===== Data lines

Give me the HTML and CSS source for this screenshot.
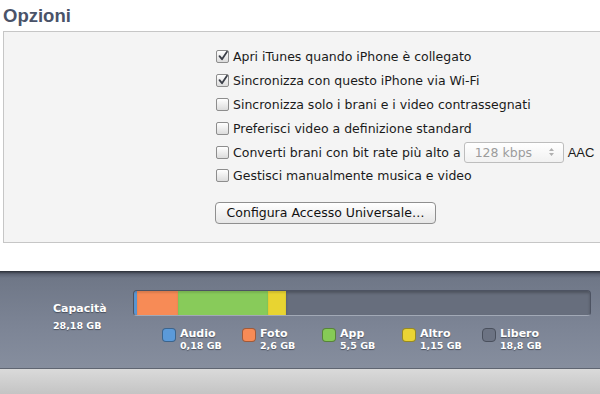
FILE: index.html
```html
<!DOCTYPE html>
<html lang="it">
<head>
    <meta charset="UTF-8">
    <title>Opzioni</title>
    <link rel="stylesheet" href="styles.css">
</head>
<body>
    <h2 class="title">Opzioni</h2>
    <div class="panel">
        <div class="options">
            <div class="opt"><span class="box checked"><svg viewBox="0 0 12 12" width="12" height="12"><path d="M2.5 6.2 L5 9.2 L10 1.8" fill="none" stroke="#3b3f48" stroke-width="1.8" stroke-linecap="round" stroke-linejoin="round"/></svg></span>Apri iTunes quando iPhone è collegato</div>
            <div class="opt"><span class="box checked"><svg viewBox="0 0 12 12" width="12" height="12"><path d="M2.5 6.2 L5 9.2 L10 1.8" fill="none" stroke="#3b3f48" stroke-width="1.8" stroke-linecap="round" stroke-linejoin="round"/></svg></span>Sincronizza con questo iPhone via Wi-Fi</div>
            <div class="opt"><span class="box"></span>Sincronizza solo i brani e i video contrassegnati</div>
            <div class="opt"><span class="box"></span>Preferisci video a definizione standard</div>
            <div class="opt"><span class="box"></span>Converti brani con bit rate più alto a
                <span class="select"><span class="select-text">128 kbps</span><svg viewBox="0 0 7 10" width="7" height="10"><path d="M3.5 1 L6 4 L1 4 Z M3.5 9 L6 6 L1 6 Z" fill="#b0b0b0"/></svg></span>
                <span class="aac">AAC</span></div>
            <div class="opt"><span class="box"></span>Gestisci manualmente musica e video</div>
            <button class="btn">Configura Accesso Universale…</button>
        </div>
    </div>

    <div class="capacity">
        <div class="cap-label">
            <div class="cap-name">Capacità</div>
            <div class="cap-size">28,18 GB</div>
        </div>
        <div class="cap-main">
            <div class="bar">
                <span class="seg audio" style="width:3px"></span>
                <span class="seg foto" style="width:41px"></span>
                <span class="seg app" style="width:90px"></span>
                <span class="seg altro" style="width:18px"></span>
                <span class="seg libero"></span>
            </div>
            <div class="legend">
                <div class="item"><span class="swatch audio"></span><div><div class="name">Audio</div><div class="size">0,18 GB</div></div></div>
                <div class="item"><span class="swatch foto"></span><div><div class="name">Foto</div><div class="size">2,6 GB</div></div></div>
                <div class="item"><span class="swatch app"></span><div><div class="name">App</div><div class="size">5,5 GB</div></div></div>
                <div class="item"><span class="swatch altro"></span><div><div class="name">Altro</div><div class="size">1,15 GB</div></div></div>
                <div class="item"><span class="swatch libero"></span><div><div class="name">Libero</div><div class="size">18,8 GB</div></div></div>
            </div>
        </div>
    </div>
    <div class="footer"></div>
</body>
</html>
```

FILE: styles.css
```css
body {
    margin: 0;
    background: #ffffff;
    font-family: "DejaVu Sans", sans-serif;
    font-size: 12.5px;
    color: #1a1a1a;
    overflow: hidden;
}
.title {
    font-family: "Liberation Sans", Arial, sans-serif;
    font-size: 18.5px;
    line-height: 22px;
    font-weight: bold;
    color: #4a5369;
    margin: 5px 0 4px 3px;
}
.panel {
    margin-left: 3px;
    width: 620px;
    height: 210px;
    background: #f4f4f4;
    border: 1px solid #c6c6c6;
    margin-bottom: 28px;
}
.options {
    padding: 13px 0 0 212px;
    display: flex;
    flex-direction: column;
    align-items: flex-start;
}
.opt {
    height: 23.8px;
    display: flex;
    align-items: center;
    white-space: nowrap;
}
.box {
    width: 11px;
    height: 11px;
    border: 1px solid #8d8d8d;
    border-radius: 2px;
    background: linear-gradient(#ffffff, #dcdcdc);
    margin-right: 4px;
    position: relative;
    flex: none;
}
.box svg {
    position: absolute;
    left: 0;
    top: -1px;
}
.select {
    display: inline-flex;
    align-items: center;
    justify-content: space-between;
    width: 100px;
    height: 21px;
    box-sizing: border-box;
    margin-left: 3px;
    padding: 0 8px 0 10px;
    border: 1px solid #bdbdbd;
    border-radius: 3px;
    background: linear-gradient(#ffffff, #f1f1f1);
    color: #9c9c9c;
}
.aac {
    margin-left: 4px;
    font-family: "Liberation Sans", Arial, sans-serif;
    font-size: 13px;
}
.btn {
    margin-top: 14px;
    margin-left: -1px;
    height: 22px;
    width: 221px;
    font-family: "DejaVu Sans", sans-serif;
    font-size: 12.5px;
    color: #111;
    border: 1px solid #8f8f8f;
    border-radius: 4px;
    background: linear-gradient(#ffffff, #e6e6e6);
    padding: 0;
}
.capacity {
    height: 97px;
    background: linear-gradient(#2a2e36 0px, #5b6272 3px, #6f7787 7px, #7c8495 55px, #868e9e 97px);
    display: flex;
    padding-left: 53px;
    box-sizing: border-box;
    color: #ffffff;
    font-weight: bold;
    text-shadow: 0 1px 1px rgba(40, 45, 55, 0.6);
}
.cap-label {
    width: 80px;
    padding-top: 31px;
}
.cap-name {
    font-size: 11px;
    line-height: 14px;
}
.cap-size {
    font-size: 9.5px;
    line-height: 14px;
    margin-top: 3px;
}
.cap-main {
    padding-top: 19px;
}
.bar {
    width: 458px;
    height: 26px;
    box-sizing: border-box;
    display: flex;
    border-radius: 4px;
    overflow: hidden;
    border: 1px solid #4d5362;
    border-bottom-color: #a2a9b6;
    background: #666d7c;
}
.seg {
    height: 100%;
    box-shadow: inset 0 2px 2px rgba(0, 0, 0, 0.12);
}
.seg.audio { background: #5a98d6; }
.seg.foto { background: #f78b56; }
.seg.app { background: #88cb5a; }
.seg.altro { background: #e8d431; }
.seg.libero {
    flex: 1;
    background: #676e7d;
    box-shadow: inset 0 2px 3px rgba(0, 0, 0, 0.25);
}
.legend {
    display: flex;
    padding-left: 29px;
    margin-top: 11px;
}
.item {
    width: 80px;
    display: flex;
    align-items: flex-start;
}
.swatch {
    width: 14px;
    height: 14px;
    box-sizing: border-box;
    border-radius: 4px;
    margin-right: 4px;
    margin-top: 1px;
    border: 1px solid rgba(0, 0, 0, 0.35);
}
.swatch.audio { background: #5b9ad9; }
.swatch.foto { background: #f78b56; }
.swatch.app { background: #86cb56; }
.swatch.altro { background: #ead434; }
.swatch.libero { background: #6c7383; border-color: #4a505d; }
.name {
    font-size: 11px;
    line-height: 13px;
}
.size {
    font-size: 9.5px;
    line-height: 12px;
}
.footer {
    height: 25px;
    border-top: 1px solid #5f6571;
    background: linear-gradient(#dadada, #c4c4c4);
}
```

==========

Print out the lines exactly, skipping any picture.

Give me the HTML and CSS source for this screenshot.
FILE: index.html
```html
<!DOCTYPE html>
<html lang="it">
<head>
    <meta charset="UTF-8">
    <title>Opzioni</title>
    <link rel="stylesheet" href="styles.css">
</head>
<body>
    <h2 class="title">Opzioni</h2>
    <div class="panel">
        <div class="options">
            <div class="opt"><span class="box checked"><svg viewBox="0 0 12 12" width="12" height="12"><path d="M2.5 6.2 L5 9.2 L10 1.8" fill="none" stroke="#3b3f48" stroke-width="1.8" stroke-linecap="round" stroke-linejoin="round"/></svg></span>Apri iTunes quando iPhone è collegato</div>
            <div class="opt"><span class="box checked"><svg viewBox="0 0 12 12" width="12" height="12"><path d="M2.5 6.2 L5 9.2 L10 1.8" fill="none" stroke="#3b3f48" stroke-width="1.8" stroke-linecap="round" stroke-linejoin="round"/></svg></span>Sincronizza con questo iPhone via Wi-Fi</div>
            <div class="opt"><span class="box"></span>Sincronizza solo i brani e i video contrassegnati</div>
            <div class="opt"><span class="box"></span>Preferisci video a definizione standard</div>
            <div class="opt"><span class="box"></span>Converti brani con bit rate più alto a
                <span class="select"><span class="select-text">128 kbps</span><svg viewBox="0 0 7 10" width="7" height="10"><path d="M3.5 1 L6 4 L1 4 Z M3.5 9 L6 6 L1 6 Z" fill="#b0b0b0"/></svg></span>
                <span class="aac">AAC</span></div>
            <div class="opt"><span class="box"></span>Gestisci manualmente musica e video</div>
            <button class="btn">Configura Accesso Universale…</button>
        </div>
    </div>

    <div class="capacity">
        <div class="cap-label">
            <div class="cap-name">Capacità</div>
            <div class="cap-size">28,18 GB</div>
        </div>
        <div class="cap-main">
            <div class="bar">
                <span class="seg audio" style="width:3px"></span>
                <span class="seg foto" style="width:41px"></span>
                <span class="seg app" style="width:90px"></span>
                <span class="seg altro" style="width:18px"></span>
                <span class="seg libero"></span>
            </div>
            <div class="legend">
                <div class="item"><span class="swatch audio"></span><div><div class="name">Audio</div><div class="size">0,18 GB</div></div></div>
                <div class="item"><span class="swatch foto"></span><div><div class="name">Foto</div><div class="size">2,6 GB</div></div></div>
                <div class="item"><span class="swatch app"></span><div><div class="name">App</div><div class="size">5,5 GB</div></div></div>
                <div class="item"><span class="swatch altro"></span><div><div class="name">Altro</div><div class="size">1,15 GB</div></div></div>
                <div class="item"><span class="swatch libero"></span><div><div class="name">Libero</div><div class="size">18,8 GB</div></div></div>
            </div>
        </div>
    </div>
    <div class="footer"></div>
</body>
</html>
```

FILE: styles.css
```css
body {
    margin: 0;
    background: #ffffff;
    font-family: "DejaVu Sans", sans-serif;
    font-size: 12.5px;
    color: #1a1a1a;
    overflow: hidden;
}
.title {
    font-family: "Liberation Sans", Arial, sans-serif;
    font-size: 18.5px;
    line-height: 22px;
    font-weight: bold;
    color: #4a5369;
    margin: 5px 0 4px 3px;
}
.panel {
    margin-left: 3px;
    width: 620px;
    height: 210px;
    background: #f4f4f4;
    border: 1px solid #c6c6c6;
    margin-bottom: 28px;
}
.options {
    padding: 13px 0 0 212px;
    display: flex;
    flex-direction: column;
    align-items: flex-start;
}
.opt {
    height: 23.8px;
    display: flex;
    align-items: center;
    white-space: nowrap;
}
.box {
    width: 11px;
    height: 11px;
    border: 1px solid #8d8d8d;
    border-radius: 2px;
    background: linear-gradient(#ffffff, #dcdcdc);
    margin-right: 4px;
    position: relative;
    flex: none;
}
.box svg {
    position: absolute;
    left: 0;
    top: -1px;
}
.select {
    display: inline-flex;
    align-items: center;
    justify-content: space-between;
    width: 100px;
    height: 21px;
    box-sizing: border-box;
    margin-left: 3px;
    padding: 0 8px 0 10px;
    border: 1px solid #bdbdbd;
    border-radius: 3px;
    background: linear-gradient(#ffffff, #f1f1f1);
    color: #9c9c9c;
}
.aac {
    margin-left: 4px;
    font-family: "Liberation Sans", Arial, sans-serif;
    font-size: 13px;
}
.btn {
    margin-top: 14px;
    margin-left: -1px;
    height: 22px;
    width: 221px;
    font-family: "DejaVu Sans", sans-serif;
    font-size: 12.5px;
    color: #111;
    border: 1px solid #8f8f8f;
    border-radius: 4px;
    background: linear-gradient(#ffffff, #e6e6e6);
    padding: 0;
}
.capacity {
    height: 97px;
    background: linear-gradient(#2a2e36 0px, #5b6272 3px, #6f7787 7px, #7c8495 55px, #868e9e 97px);
    display: flex;
    padding-left: 53px;
    box-sizing: border-box;
    color: #ffffff;
    font-weight: bold;
    text-shadow: 0 1px 1px rgba(40, 45, 55, 0.6);
}
.cap-label {
    width: 80px;
    padding-top: 31px;
}
.cap-name {
    font-size: 11px;
    line-height: 14px;
}
.cap-size {
    font-size: 9.5px;
    line-height: 14px;
    margin-top: 3px;
}
.cap-main {
    padding-top: 19px;
}
.bar {
    width: 458px;
    height: 26px;
    box-sizing: border-box;
    display: flex;
    border-radius: 4px;
    overflow: hidden;
    border: 1px solid #4d5362;
    border-bottom-color: #a2a9b6;
    background: #666d7c;
}
.seg {
    height: 100%;
    box-shadow: inset 0 2px 2px rgba(0, 0, 0, 0.12);
}
.seg.audio { background: #5a98d6; }
.seg.foto { background: #f78b56; }
.seg.app { background: #88cb5a; }
.seg.altro { background: #e8d431; }
.seg.libero {
    flex: 1;
    background: #676e7d;
    box-shadow: inset 0 2px 3px rgba(0, 0, 0, 0.25);
}
.legend {
    display: flex;
    padding-left: 29px;
    margin-top: 11px;
}
.item {
    width: 80px;
    display: flex;
    align-items: flex-start;
}
.swatch {
    width: 14px;
    height: 14px;
    box-sizing: border-box;
    border-radius: 4px;
    margin-right: 4px;
    margin-top: 1px;
    border: 1px solid rgba(0, 0, 0, 0.35);
}
.swatch.audio { background: #5b9ad9; }
.swatch.foto { background: #f78b56; }
.swatch.app { background: #86cb56; }
.swatch.altro { background: #ead434; }
.swatch.libero { background: #6c7383; border-color: #4a505d; }
.name {
    font-size: 11px;
    line-height: 13px;
}
.size {
    font-size: 9.5px;
    line-height: 12px;
}
.footer {
    height: 25px;
    border-top: 1px solid #5f6571;
    background: linear-gradient(#dadada, #c4c4c4);
}
```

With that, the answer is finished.